- Grandpass Location in Colombo District
- Coordinates: 6°56′51″N 79°52′29″E﻿ / ﻿6.94750°N 79.87472°E
- Country: Sri Lanka
- Province: Western Province
- District: Colombo District
- Time zone: UTC+5:30 (Sri Lanka Standard Time Zone)
- Postal Code: 01400

= Grandpass =

Grandpass is a suburb in Colombo, Sri Lanka. It is part of an area known as Colombo 14.

==History==

During the Portuguese administration in Sri Lanka, the area was named Grande Passo. The name was anglicised during the British administration to become Grandpass. It was also known as Groote Pas, Pas Nacollegam and Pas van Goensdorp to the Dutch people.

In the late 1800s Samuel Perera Jayatilaka (Ship chandler) built the Sri Jayatilakaramaya Viharaya on Swarna Chaitya road. He had 13 children (7 sons and 6 daughters) including 3 sons who were lawyers Alfred Walter Perera Jayatilaka, Albert Edward Perera Jayatilaka & Samuel Victor Perera Jayatilaka. A.E.P Jayatilaka (Lawyer) had one son and one daughter Dr. Ananda Dasan Perera Jayatilaka & Lakshmi Jayatilaka. Dr. Ananda D.P Jayatilaka was a medical Doctor, University of Colombo and did his PhD in anatomy in 1964 at University of Edinburgh in Scotland. In 1965 he joined the Royal College of Surgeons of England as an Examiner Primary Fellowship. He was also Dean of the medical school of the University of Peradeniya (1973-1975) in Kandy and he attended Royal College, Colombo. Descendants of the Jayatilaka family now live in Australia and Canada. With educational connections to St Andrew's School (Adelaide), The University of Adelaide, University of Wollongong in Dubai, Dubai International Academy, University of Sydney, Monash University, Trinity College, Kandy, Trinity Grammar School (New South Wales).

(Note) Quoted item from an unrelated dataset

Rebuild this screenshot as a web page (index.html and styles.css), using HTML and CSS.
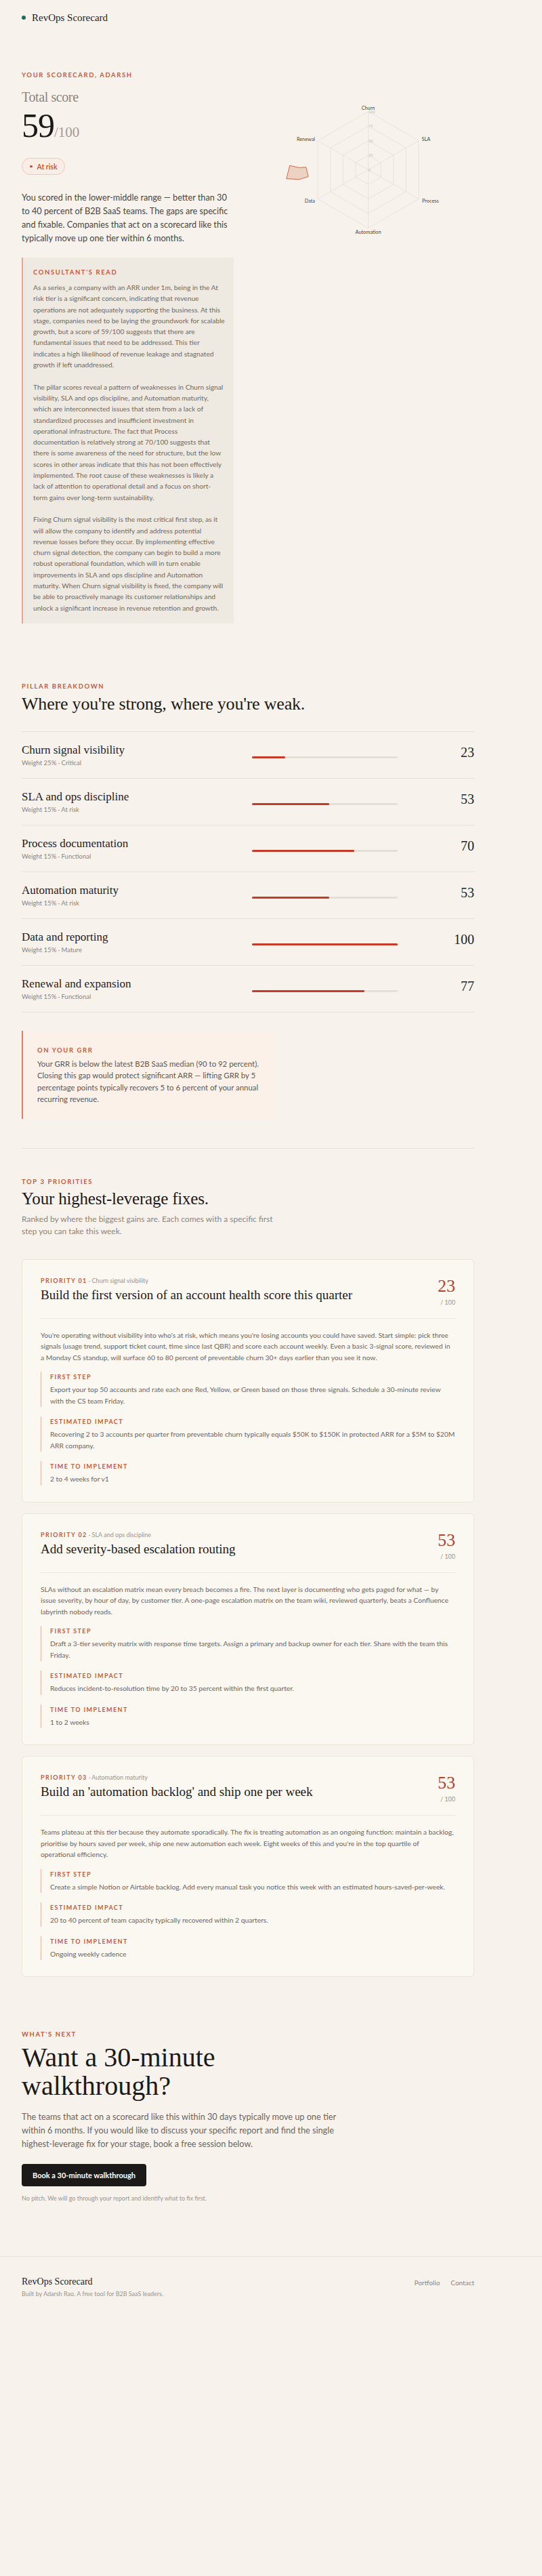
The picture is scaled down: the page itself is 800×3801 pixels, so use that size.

The Temple houses a Dedimunda deviyo Shrine a symbol of the Sinhala Kingdom, Bodhi Tree, Navagraha Statue and 3 Devi shrines. The Temple has been maintained by 5 generations of Monks. Who teach dharma at the local school. The temple is a testimony to the principles and values of Buddhism having survived so many generations. The temple and monks have impacted many lives in their ongoing service to the residents nearby over centuries. It is a historic landmark in the area. The care and maintenance of the temple grounds and of the local school are thanks to the clergy who have looked after the property well. The Noble Triple Gem, Three Jewels & Three roots, Four Noble Truths, and Noble Eightfold Path have been guiding principles to the Theravada Buddhist beliefs of the community. The Pali Canon is especially important in cultivating the spiritual teachings of the Buddha and the essence of the Sri Dalada Maligawa Temple of the Tooth among Sri Lanka. Attaining Enlightenment, Nirvana, and the Path to Liberation is the mission of the Temple, Monks (Sangha) and family. Buddhist cosmology is an area of research highly revered by the devotees.